→ AIM: Return the data exactly, with all pictures removed.

- - - - - - -

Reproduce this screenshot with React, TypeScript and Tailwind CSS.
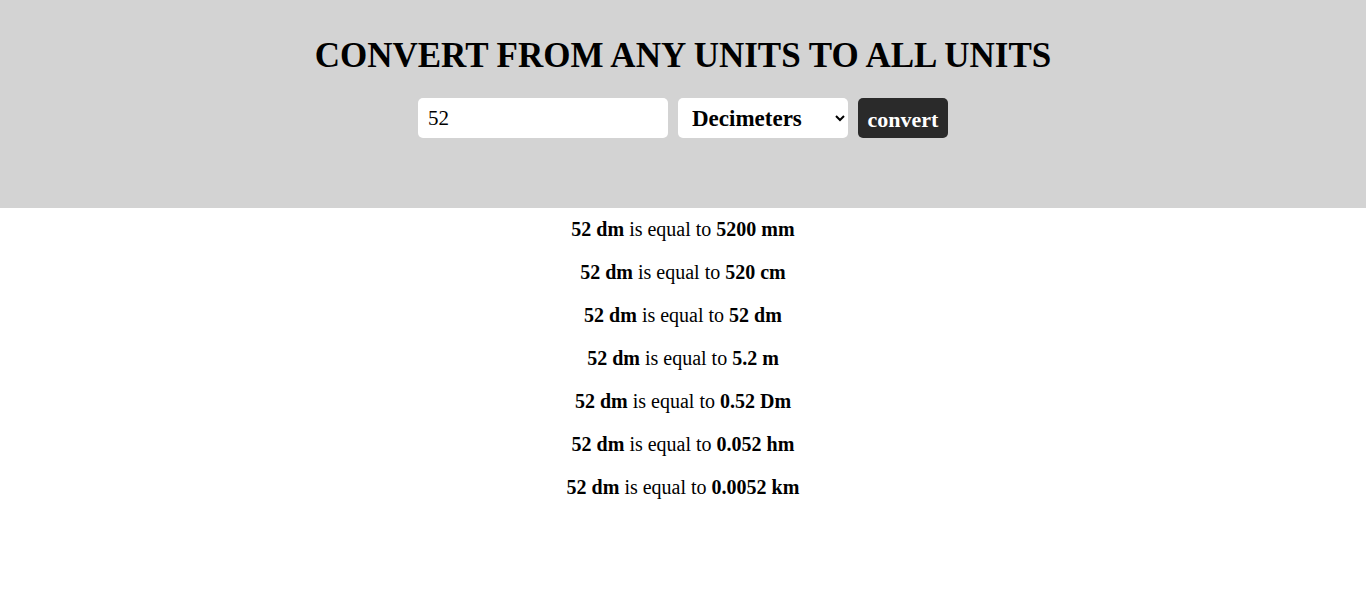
const results = [
  { value: "5200", unit: "mm" },
  { value: "520", unit: "cm" },
  { value: "52", unit: "dm" },
  { value: "5.2", unit: "m" },
  { value: "0.52", unit: "Dm" },
  { value: "0.052", unit: "hm" },
  { value: "0.0052", unit: "km" },
];

export default function App() {
  return (
    <div className="min-h-screen bg-white font-['Liberation_Serif',serif] text-black">
      <header className="flex h-[208px] flex-col items-center bg-[#d3d3d3] pt-[35px]">
        <h1 className="text-[35px] font-bold leading-[42px]">
          CONVERT FROM ANY UNITS TO ALL UNITS
        </h1>
        <div className="mt-[21px] flex gap-[10px]">
          <input
            type="text"
            defaultValue="52"
            className="h-[40px] w-[250px] rounded-[5px] bg-white px-[10px] font-['Liberation_Serif',serif] text-[21px] outline-none"
          />
          <select
            defaultValue="dm"
            className="h-[40px] w-[170px] rounded-[5px] bg-white px-[10px] font-['Liberation_Serif',serif] text-[23px] font-bold outline-none"
          >
            <option value="mm">Millimeters</option>
            <option value="cm">Centimeters</option>
            <option value="dm">Decimeters</option>
            <option value="m">Meters</option>
            <option value="Dm">Decameters</option>
            <option value="hm">Hectometers</option>
            <option value="km">Kilometers</option>
          </select>
          <button className="h-[40px] w-[90px] rounded-[5px] bg-[#2a2a2a] pt-[2px] font-['Liberation_Serif',serif] text-[22px] font-bold text-white">
            convert
          </button>
        </div>
      </header>
      <div className="flex flex-col items-center gap-[16px] pt-[8px] text-[20px] leading-[27px]">
        {results.map((r) => (
          <p key={r.unit}>
            <b>52 dm</b> is equal to{" "}
            <b>
              {r.value} {r.unit}
            </b>
          </p>
        ))}
      </div>
    </div>
  );
}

- - - - - - -

→ EXERCISE SOLUTION:
Reproduce this screenshot with React, TypeScript and Tailwind CSS.
const results = [
  { value: "5200", unit: "mm" },
  { value: "520", unit: "cm" },
  { value: "52", unit: "dm" },
  { value: "5.2", unit: "m" },
  { value: "0.52", unit: "Dm" },
  { value: "0.052", unit: "hm" },
  { value: "0.0052", unit: "km" },
];

export default function App() {
  return (
    <div className="min-h-screen bg-white font-['Liberation_Serif',serif] text-black">
      <header className="flex h-[208px] flex-col items-center bg-[#d3d3d3] pt-[35px]">
        <h1 className="text-[35px] font-bold leading-[42px]">
          CONVERT FROM ANY UNITS TO ALL UNITS
        </h1>
        <div className="mt-[21px] flex gap-[10px]">
          <input
            type="text"
            defaultValue="52"
            className="h-[40px] w-[250px] rounded-[5px] bg-white px-[10px] font-['Liberation_Serif',serif] text-[21px] outline-none"
          />
          <select
            defaultValue="dm"
            className="h-[40px] w-[170px] rounded-[5px] bg-white px-[10px] font-['Liberation_Serif',serif] text-[23px] font-bold outline-none"
          >
            <option value="mm">Millimeters</option>
            <option value="cm">Centimeters</option>
            <option value="dm">Decimeters</option>
            <option value="m">Meters</option>
            <option value="Dm">Decameters</option>
            <option value="hm">Hectometers</option>
            <option value="km">Kilometers</option>
          </select>
          <button className="h-[40px] w-[90px] rounded-[5px] bg-[#2a2a2a] pt-[2px] font-['Liberation_Serif',serif] text-[22px] font-bold text-white">
            convert
          </button>
        </div>
      </header>
      <div className="flex flex-col items-center gap-[16px] pt-[8px] text-[20px] leading-[27px]">
        {results.map((r) => (
          <p key={r.unit}>
            <b>52 dm</b> is equal to{" "}
            <b>
              {r.value} {r.unit}
            </b>
          </p>
        ))}
      </div>
    </div>
  );
}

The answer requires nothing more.